Morse, 57, sold the park to the state of North Carolina in 2007.
"For all those years I know Chimney Rock considered itself a spoke of Asheville's wheel, and Asheville would not have been the wheel without Mr. Cecil and the Biltmore Estate," Morse said. "We all benefited from his leadership and vision."
Morse said when he got to Chimney Rock, they all loved the place and its rugged beauty, but no one had a great handle on "how to make it a sustainable, viable business." That was one part of the business that made it fun for Morse, and what made him admire what Cecil was able to do.
It's absolutely vital for a business to grow to survive, and owning a historically or ecologically sensitive property can make that very difficult.
"A lot of people think (Cecil) was just handed over this gift with no challenges to it, but if you read the estate history, he was handed over a real challenge and rose to it," Morse said. "It's always a challenge to add a new product or grow a new part of the business and stay true to the original business and who you are.

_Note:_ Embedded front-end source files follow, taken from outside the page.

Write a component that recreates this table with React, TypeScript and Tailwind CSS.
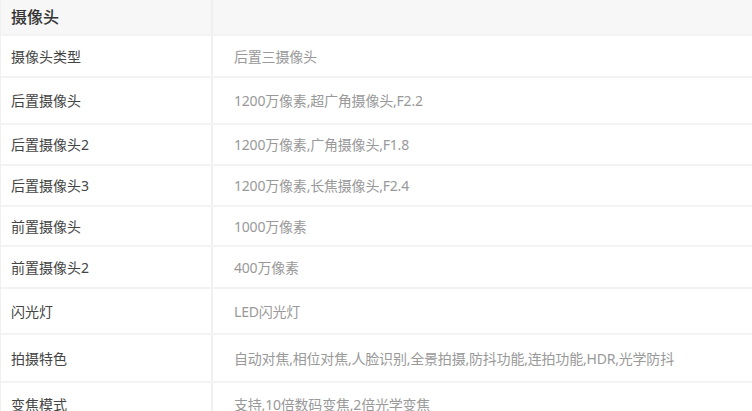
const rows: { label: string; value: string; h: string }[] = [
  { label: "摄像头类型", value: "后置三摄像头", h: "h-[42px]" },
  { label: "后置摄像头", value: "1200万像素,超广角摄像头,F2.2", h: "h-[47px]" },
  { label: "后置摄像头2", value: "1200万像素,广角摄像头,F1.8", h: "h-[41px]" },
  { label: "后置摄像头3", value: "1200万像素,长焦摄像头,F2.4", h: "h-[41px]" },
  { label: "前置摄像头", value: "1000万像素", h: "h-[40px]" },
  { label: "前置摄像头2", value: "400万像素", h: "h-[42px]" },
  { label: "闪光灯", value: "LED闪光灯", h: "h-[46px]" },
  { label: "拍摄特色", value: "自动对焦,相位对焦,人脸识别,全景拍摄,防抖功能,连拍功能,HDR,光学防抖", h: "h-[48px]" },
  { label: "变焦模式", value: "支持,10倍数码变焦,2倍光学变焦", h: "h-[44px]" },
];

export default function App() {
  return (
    <div
      className="h-[411px] w-[752px] overflow-hidden border-l border-[#f0f0f0] bg-white"
      style={{ fontFamily: '"Noto Sans", "Noto Sans CJK SC", sans-serif' }}
    >
      <div className="flex h-[34px] bg-[#f7f7f7]">
        <div className="flex w-[212px] items-center border-r-2 border-[#f0f0f0] pl-[10px] text-[16px] font-medium text-[#333]">
          摄像头
        </div>
        <div className="flex-1" />
      </div>
      {rows.map((r) => (
        <div key={r.label} className={`flex ${r.h} shrink-0 border-t-2 border-[#f3f3f3]`}>
          <div className="flex w-[212px] items-center border-r-2 border-[#f0f0f0] pl-[10px] text-[14px] text-[#444]">
            {r.label}
          </div>
          <div className="flex flex-1 items-center pl-[21px] text-[14px] tracking-[-0.2px] text-[#999]">
            {r.value}
          </div>
        </div>
      ))}
    </div>
  );
}
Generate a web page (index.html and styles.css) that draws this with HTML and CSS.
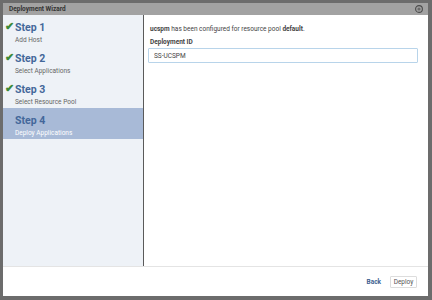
FILE: index.html
```html
<!DOCTYPE html>
<html lang="en">

<head>
    <meta charset="UTF-8">
    <meta name="viewport" content="width=device-width, initial-scale=1.0">
    <title>Deployment Wizard</title>
    <link rel="stylesheet" href="styles.css">
</head>

<body>
    <div class="modal">
        <!-- Title bar -->
        <div class="modal-title">
            <span>Deployment Wizard</span>
            <svg class="close-icon" width="8" height="8" viewBox="0 0 8 8">
                <circle cx="4" cy="4" r="3.4" fill="none" stroke="#4a4a4a" stroke-width="1.1"/>
                <circle cx="4" cy="4" r="1.6" fill="#6a6a6a"/>
            </svg>
        </div>

        <div class="modal-body">
            <!-- Steps -->
            <div class="steps">
                <div class="step done">
                    <div class="step-title"><span class="check">&#10004;</span>Step 1</div>
                    <div class="step-sub">Add Host</div>
                </div>
                <div class="step done">
                    <div class="step-title"><span class="check">&#10004;</span>Step 2</div>
                    <div class="step-sub">Select Applications</div>
                </div>
                <div class="step done">
                    <div class="step-title"><span class="check">&#10004;</span>Step 3</div>
                    <div class="step-sub">Select Resource Pool</div>
                </div>
                <div class="step active">
                    <div class="step-title">Step 4</div>
                    <div class="step-sub">Deploy Applications</div>
                </div>
            </div>

            <!-- Content -->
            <div class="content">
                <p class="info"><b>ucspm</b> has been configured for resource pool <b>default</b>.</p>
                <label for="dep-id">Deployment ID</label>
                <input type="text" id="dep-id" value="SS-UCSPM">
            </div>
        </div>

        <!-- Footer -->
        <div class="modal-footer">
            <a class="btn-back">Back</a>
            <button class="btn-deploy">Deploy</button>
        </div>
    </div>
</body>

</html>
```

FILE: styles.css
```css
/* Dialog */
body {
    margin: 0;
    padding: 3px 4px 4px 3px;
    background-color: #6c6c6c;
    font-family: Roboto, "Liberation Sans", sans-serif;
    height: 300px;
    box-sizing: border-box;
}

.modal {
    width: 425px;
    height: 293px;
    display: flex;
    flex-direction: column;
    background-color: #fff;
}

.modal-title {
    height: 12px;
    background-color: #a2a2a2;
    display: flex;
    align-items: center;
    justify-content: space-between;
    padding: 0 5px 0 6px;
    font-size: 6.5px;
    font-weight: bold;
    color: #333;
}

.close-icon {
    display: block;
}

.modal-body {
    flex: 1;
    display: flex;
}

.steps {
    width: 140px;
    background-color: #eef2f7;
    border-right: 1px solid #5a5a5a;
}

.step {
    height: 31px;
    padding-left: 12px;
    box-sizing: border-box;
    padding-top: 6px;
}

.step-title {
    position: relative;
    font-size: 10.5px;
    font-weight: bold;
    color: #43679a;
    line-height: 13px;
}

.check {
    position: absolute;
    left: -10px;
    top: -1px;
    color: #3d8a3a;
    font-size: 11px;
}

.step-sub {
    font-size: 6.5px;
    color: #666;
    margin-top: 2px;
}

.step.active {
    background-color: #a8bad7;
}

.step.active .step-sub {
    color: #fff;
}

.content {
    flex: 1;
    padding: 10px 10px 0 4px;
}

.info {
    margin: 0 0 5px 2px;
    font-size: 6.5px;
    color: #444;
}

label {
    display: block;
    margin-left: 2px;
    font-size: 6.5px;
    font-weight: bold;
    color: #444;
}

input[type="text"] {
    display: block;
    width: 100%;
    height: 15px;
    margin-top: 2px;
    padding: 0 5px;
    box-sizing: border-box;
    border: 1px solid #b8d4ea;
    border-radius: 1px;
    font-family: inherit;
    font-size: 6.5px;
    color: #444;
}

.modal-footer {
    height: 29px;
    border-top: 1px solid #e4e4e4;
    display: flex;
    align-items: center;
    justify-content: flex-end;
    gap: 9px;
    padding-right: 11px;
}

.btn-back {
    font-size: 6.5px;
    font-weight: bold;
    color: #3e6191;
}

.btn-deploy {
    height: 12px;
    width: 27px;
    padding: 0;
    background-color: #fff;
    border: 1px solid #ddd;
    border-radius: 1px;
    font-family: inherit;
    font-size: 6.5px;
    color: #555;
}
```
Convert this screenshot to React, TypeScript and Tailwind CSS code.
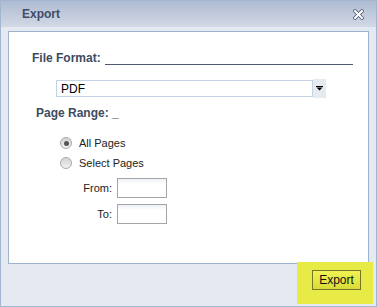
import React from "react";

function Radio({ checked }: { checked?: boolean }) {
  return (
    <div className="w-[12px] h-[12px] rounded-full border border-[#a9a9a9] bg-gradient-to-b from-[#d4d4d4] to-[#f2f2f2] flex items-center justify-center">
      {checked && <div className="w-[5px] h-[5px] rounded-full bg-[#555]" />}
    </div>
  );
}

export default function App() {
  return (
    <div
      className="relative w-[377px] h-[307px] border border-[#a3b6cf] bg-[#e5eaf2] flex flex-col"
      style={{ fontFamily: '"Liberation Sans", Arial, sans-serif' }}
    >
      {/* title bar */}
      <div className="h-[26px] shrink-0 bg-gradient-to-b from-[#aebbd2] to-[#d2d9e6] flex items-center justify-between pl-[21px] pr-[12px]">
        <span className="text-[12px] font-bold text-[#3e4d67]">Export</span>
        <svg width="11" height="11" viewBox="0 0 11 11">
          <path d="M2 2 L9 9 M9 2 L2 9" stroke="#4f5b70" strokeWidth="3.6" strokeLinecap="square" />
          <path d="M2 2 L9 9 M9 2 L2 9" stroke="#ffffff" strokeWidth="2" strokeLinecap="square" />
        </svg>
      </div>

      {/* body */}
      <div className="px-[7px] pt-[4px]">
        <div className="h-[233px] bg-white border border-[#9fb2cb] flex flex-col text-[#3d4b60]">
          {/* File format */}
          <div className="flex items-end pl-[23px] mt-[19px] h-[15px]">
            <span className="text-[12px] font-bold leading-[15px]">File Format:</span>
            <div className="ml-[4px] w-[248px] h-px bg-[#4d5a70] mb-[1px]" />
          </div>
          {/* select */}
          <div className="flex items-center ml-[47px] mt-[13px] h-[19px]">
            <div className="w-[257px] h-[17px] border border-[#c3d3e6] flex items-center pl-[4px] text-[12px] text-black">
              PDF
            </div>
            <div className="w-[13px] h-[19px] bg-[#e6eaf1] flex items-center justify-center">
              <svg width="7" height="5" viewBox="0 0 7 5">
                <rect x="0" y="0" width="7" height="1" fill="#000" />
                <path d="M0.5 1.5 H6.5 L3.5 4.5 Z" fill="#000" />
              </svg>
            </div>
          </div>
          {/* page range */}
          <div className="pl-[27px] mt-[8px] h-[15px] text-[12px] font-bold leading-[15px]">
            Page Range: _
          </div>
          {/* radios */}
          <div className="flex flex-col mt-[12px] pl-[51px] text-[11px] text-[#222]">
            <div className="flex items-center h-[20px] gap-[7px]">
              <Radio checked />
              <span>All Pages</span>
            </div>
            <div className="flex items-center h-[20px] gap-[7px]">
              <Radio />
              <span>Select Pages</span>
            </div>
          </div>
          {/* from / to */}
          <div className="flex flex-col gap-[6px] mt-[5px] text-[11px] text-[#222]">
            <div className="flex items-center">
              <span className="w-[108px] text-right pr-[5px]">From:</span>
              <div className="w-[50px] h-[20px] border border-[#a5a5a5] bg-gradient-to-b from-[#edf1f7] to-white to-[30%]" />
            </div>
            <div className="flex items-center">
              <span className="w-[108px] text-right pr-[5px]">To:</span>
              <div className="w-[50px] h-[20px] border border-[#a5a5a5] bg-gradient-to-b from-[#edf1f7] to-white to-[30%]" />
            </div>
          </div>
        </div>
      </div>

      {/* footer */}
      <div className="flex justify-end pr-[15px] pt-[6px]">
        <button className="relative z-10 w-[49px] h-[20px] border border-[#77752a] bg-gradient-to-b from-[#f1f354] to-[#d9db35] text-[12px] text-[#111] flex items-center justify-center">
          Export
        </button>
      </div>

      {/* highlight overlay */}
      <div className="absolute left-[296px] top-[261px] w-[76px] h-[42px] bg-[#e8ea46]" />
    </div>
  );
}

Mr. Cecil and the Cecil family have done a fabulous job of that."
A private funeral for family, friends and close associates will take place at 11 a.m. Nov. 3 at All Souls Cathedral in Biltmore Village, followed by a private family burial. A reception will follow 2-5 p.m. at Deerpark on Biltmore Estate.
In lieu of flowers, memorial donations may be made to the “Building Preservation Fund” at All Souls Cathedral, 9 Swan St., Asheville, NC 28803.